What to work on: Write out each line from the data below that includes the word "this".

*-*-*

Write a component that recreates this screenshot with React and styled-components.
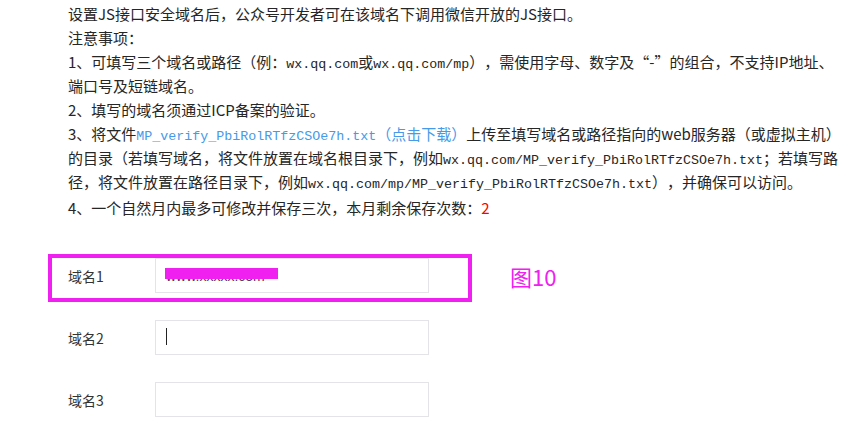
import React from "react";
import styled, { createGlobalStyle } from "styled-components";

const GlobalStyle = createGlobalStyle`
  body {
    margin: 0;
    background: #fff;
  }
`;

const Page = styled.div`
  padding: 2px 0 0 48px;
  font-family: "Noto Sans CJK SC", "Liberation Sans", sans-serif;
  color: #333;
`;

const Notes = styled.div`
  padding-left: 20px;
  font-size: 15px;
  line-height: 24px;
  color: #262626;
  white-space: nowrap;
  text-spacing-trim: space-all;
`;

const Note = styled.p`
  margin: 0;
  height: ${p => (p.$lines || 1) * 24}px;
  margin-top: ${p => (p.$spaced ? "2px" : "0")};
`;

const Mono = styled.span`
  font-family: "Liberation Mono", monospace;
  font-size: 13.33px;
  line-height: 1;
`;

const Link = styled.a`
  color: #459ae9;
  text-decoration: none;
  cursor: pointer;
`;

const Count = styled.span`
  color: #f00;
`;

const Form = styled.div`
  margin-top: 38px;
  padding-left: 20px;
  display: flex;
  flex-direction: column;
  gap: 27px;
`;

const Row = styled.div`
  position: relative;
  display: flex;
  align-items: center;
`;

const Label = styled.label`
  width: 87px;
  font-size: 14px;
  color: #333;
`;

const Field = styled.div`
  position: relative;
  width: 274px;
  height: 35px;
  box-sizing: border-box;
  border: 1px solid #e4e4e8;
  background: #fff;
`;

const TextInput = styled.input`
  width: 100%;
  height: 100%;
  box-sizing: border-box;
  border: none;
  outline: none;
  padding: 0 10px;
  background: transparent;
  font-family: "Liberation Sans", sans-serif;
  font-size: 14px;
  color: #444;
`;

const Redact = styled.span`
  position: absolute;
  left: 9px;
  top: 9px;
  width: 113px;
  height: 11px;
  background: #f020f0;
`;

const Caret = styled.span`
  position: absolute;
  left: 10px;
  top: 7px;
  width: 1px;
  height: 17px;
  background: #222;
`;

// annotation drawn over the screenshot
const Highlight = styled.div`
  position: absolute;
  left: -20px;
  top: -4px;
  width: 424px;
  height: 48px;
  box-sizing: border-box;
  border: 4px solid #f020f0;
  pointer-events: none;
`;

const Caption = styled.span`
  position: absolute;
  left: 442px;
  top: 50%;
  transform: translateY(-50%);
  font-size: 22px;
  color: #f020f0;
  white-space: nowrap;
`;

const FILE = "MP_verify_PbiRolRTfzCSOe7h.txt";

export default function App() {
  return (
    <Page lang="zh-CN">
      <GlobalStyle />
      <Notes>
        <Note>设置JS接口安全域名后，公众号开发者可在该域名下调用微信开放的JS接口。</Note>
        <Note>注意事项：</Note>
        <Note $lines={2}>
          1、可填写三个域名或路径（例：<Mono>wx.qq.com</Mono>或<Mono>wx.qq.com/mp</Mono>），需使用字母、数字及“-”的组合，不支持IP地址、
          <br />
          端口号及短链域名。
        </Note>
        <Note>2、填写的域名须通过ICP备案的验证。</Note>
        <Note $lines={3}>
          3、将文件
          <Link>
            <Mono>{FILE}</Mono>（点击下载）
          </Link>
          上传至填写域名或路径指向的web服务器（或虚拟主机）
          <br />
          的目录（若填写域名，将文件放置在域名根目录下，例如<Mono>wx.qq.com/{FILE}</Mono>；若填写路
          <br />
          径，将文件放置在路径目录下，例如<Mono>wx.qq.com/mp/{FILE}</Mono>），并确保可以访问。
        </Note>
        <Note $spaced>
          4、一个自然月内最多可修改并保存三次，本月剩余保存次数：<Count>2</Count>
        </Note>
      </Notes>

      <Form>
        <Row>
          <Label>域名1</Label>
          <Field>
            <TextInput readOnly value="www.xxxxx.com" />
            <Redact />
          </Field>
          <Highlight />
          <Caption>图10</Caption>
        </Row>
        <Row>
          <Label>域名2</Label>
          <Field>
            <TextInput readOnly value="" />
            <Caret />
          </Field>
        </Row>
        <Row>
          <Label>域名3</Label>
          <Field>
            <TextInput readOnly value="" />
          </Field>
        </Row>
      </Form>
    </Page>
  );
}
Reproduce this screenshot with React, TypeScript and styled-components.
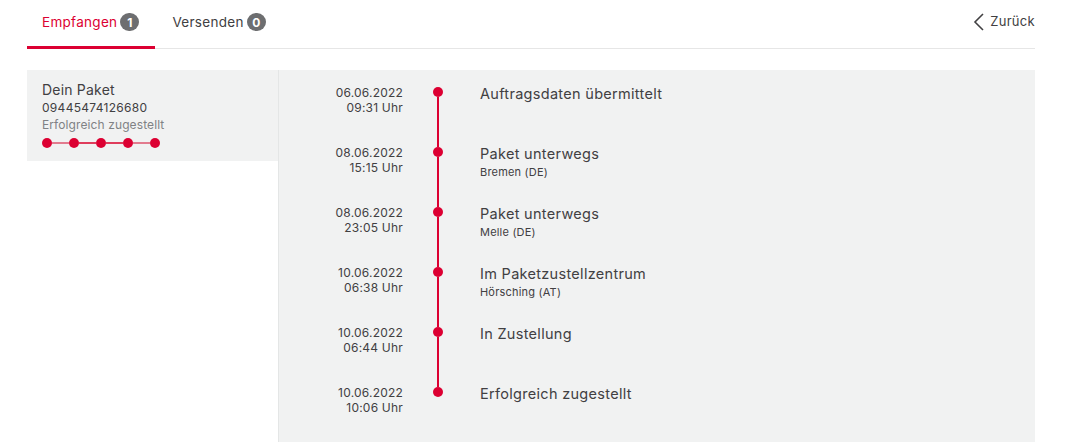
import React from 'react';
import styled, { createGlobalStyle } from 'styled-components';

const colors = {
  red: '#dc0032',
  text: '#414042',
  gray: '#808285',
  panel: '#f1f2f2',
  line: '#e6e6e6',
  badge: '#6d6e70',
};

const GlobalStyle = createGlobalStyle`
  * { box-sizing: border-box; }
  body {
    margin: 0;
    background: #ffffff;
    font-family: Inter, Lato, 'Liberation Sans', sans-serif;
    color: ${colors.text};
  }
`;

const events = [
  { date: '06.06.2022', time: '09:31 Uhr', title: 'Auftragsdaten übermittelt' },
  { date: '08.06.2022', time: '15:15 Uhr', title: 'Paket unterwegs', place: 'Bremen (DE)' },
  { date: '08.06.2022', time: '23:05 Uhr', title: 'Paket unterwegs', place: 'Melle (DE)' },
  { date: '10.06.2022', time: '06:38 Uhr', title: 'Im Paketzustellzentrum', place: 'Hörsching (AT)' },
  { date: '10.06.2022', time: '06:44 Uhr', title: 'In Zustellung' },
  { date: '10.06.2022', time: '10:06 Uhr', title: 'Erfolgreich zugestellt' },
];

const App = () => {
  return (
    <Page>
      <GlobalStyle />
      <Header>
        <Tabs>
          <Tab $active>
            Empfangen<Badge>1</Badge>
          </Tab>
          <Tab>
            Versenden<Badge>0</Badge>
          </Tab>
        </Tabs>
        <BackLink>
          <svg width="12" height="18" viewBox="0 0 12 18" fill="none">
            <path d="M10 1L2 9l8 8" stroke={colors.text} strokeWidth="1.6" />
          </svg>
          Zurück
        </BackLink>
      </Header>
      <Content>
        <ParcelCard>
          <ParcelTitle>Dein Paket</ParcelTitle>
          <ParcelNumber>09445474126680</ParcelNumber>
          <ParcelStatus>Erfolgreich zugestellt</ParcelStatus>
          <Progress>
            {[0, 1, 2, 3, 4].map((i) => (
              <React.Fragment key={i}>
                {i > 0 && <ProgressLink $light={i === 1 || i === 4} />}
                <ProgressDot />
              </React.Fragment>
            ))}
          </Progress>
        </ParcelCard>
        <Timeline>
          {events.map((e, i) => (
            <Row key={i}>
              <DateCol>
                <div>{e.date}</div>
                <div>{e.time}</div>
              </DateCol>
              <Marker>
                <Segment $height={17} $hidden={i === 0} />
                <Dot />
                <Segment $grow $hidden={i === events.length - 1} />
              </Marker>
              <Info>
                <EventTitle>{e.title}</EventTitle>
                {e.place && <EventPlace>{e.place}</EventPlace>}
              </Info>
            </Row>
          ))}
          <Spacer />
        </Timeline>
      </Content>
    </Page>
  );
};
export default App;

const Page = styled.div`
  width: 1008px;
  margin-left: 27px;
`;
const Header = styled.div`
  display: flex;
  justify-content: space-between;
  align-items: stretch;
  height: 49px;
  border-bottom: 1px solid ${colors.line};
`;
const Tabs = styled.div`
  display: flex;
`;
const Tab = styled.div<{ $active?: boolean }>`
  display: flex;
  align-items: center;
  height: 49px;
  padding: 0 16px 2px 15px;
  margin-bottom: -1px;
  font-size: 13.5px;
  letter-spacing: 0.3px;
  color: ${(p) => (p.$active ? colors.red : colors.text)};
  border-bottom: 3px solid ${(p) => (p.$active ? colors.red : 'transparent')};
  & + & {
    padding-left: 17px;
  }
`;
const Badge = styled.span`
  display: inline-flex;
  align-items: center;
  justify-content: center;
  width: 19px;
  height: 18px;
  margin-left: 3px;
  border-radius: 9px;
  background: ${colors.badge};
  color: #fff;
  font-size: 12px;
  font-weight: 700;
  letter-spacing: 0;
`;
const BackLink = styled.div`
  display: flex;
  align-items: flex-start;
  gap: 5px;
  padding-top: 13px;
  font-size: 13px;
  line-height: 17px;
  letter-spacing: 0.3px;
  color: ${colors.text};
`;
const Content = styled.div`
  display: grid;
  grid-template-columns: 251px 1fr;
  margin-top: 21px;
  align-items: start;
`;
const ParcelCard = styled.div`
  background: ${colors.panel};
  height: 91px;
  padding: 11px 15px 0;
`;
const ParcelTitle = styled.div`
  font-size: 14px;
  line-height: 18px;
  letter-spacing: 0.2px;
  color: ${colors.text};
`;
const ParcelNumber = styled.div`
  font-size: 12px;
  line-height: 17px;
  letter-spacing: 0.3px;
  color: ${colors.text};
`;
const ParcelStatus = styled.div`
  font-size: 12px;
  line-height: 17px;
  letter-spacing: 0.1px;
  color: ${colors.gray};
`;
const Progress = styled.div`
  display: flex;
  align-items: center;
  margin-top: 5px;
`;
const ProgressDot = styled.span`
  width: 10px;
  height: 10px;
  border-radius: 50%;
  background: ${colors.red};
`;
const ProgressLink = styled.span<{ $light?: boolean }>`
  width: 17px;
  height: 2px;
  background: ${(p) => (p.$light ? '#e27b8e' : '#df3d5c')};
`;
const Timeline = styled.div`
  background: ${colors.panel};
  border-left: 1px solid #e4e6e6;
  min-height: 380px;
`;
const Row = styled.div`
  display: flex;
  height: 60px;
`;
const DateCol = styled.div`
  width: 124px;
  padding-top: 15px;
  text-align: right;
  font-size: 12px;
  line-height: 15px;
  letter-spacing: 0.2px;
  color: ${colors.text};
`;
const Marker = styled.div`
  width: 20px;
  margin-left: 25px;
  display: flex;
  flex-direction: column;
  align-items: center;
`;
const Segment = styled.span<{ $height?: number; $grow?: boolean; $hidden?: boolean }>`
  width: 2px;
  height: ${(p) => (p.$height ? `${p.$height}px` : 'auto')};
  flex: ${(p) => (p.$grow ? 1 : 'none')};
  background: ${(p) => (p.$hidden ? 'transparent' : colors.red)};
`;
const Dot = styled.span`
  width: 10px;
  height: 10px;
  border-radius: 50%;
  background: ${colors.red};
`;
const Info = styled.div`
  margin-left: 32px;
  padding-top: 14px;
`;
const EventTitle = styled.div`
  font-size: 14.5px;
  line-height: 20px;
  letter-spacing: 0.3px;
  color: ${colors.text};
`;
const EventPlace = styled.div`
  font-size: 11px;
  line-height: 16px;
  letter-spacing: 0.2px;
  color: ${colors.text};
`;
const Spacer = styled.div`
  height: 40px;
`;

*-*-*

Exercise output:
Write a component that recreates this screenshot with React and styled-components.
Reproduce this screenshot with React, TypeScript and styled-components.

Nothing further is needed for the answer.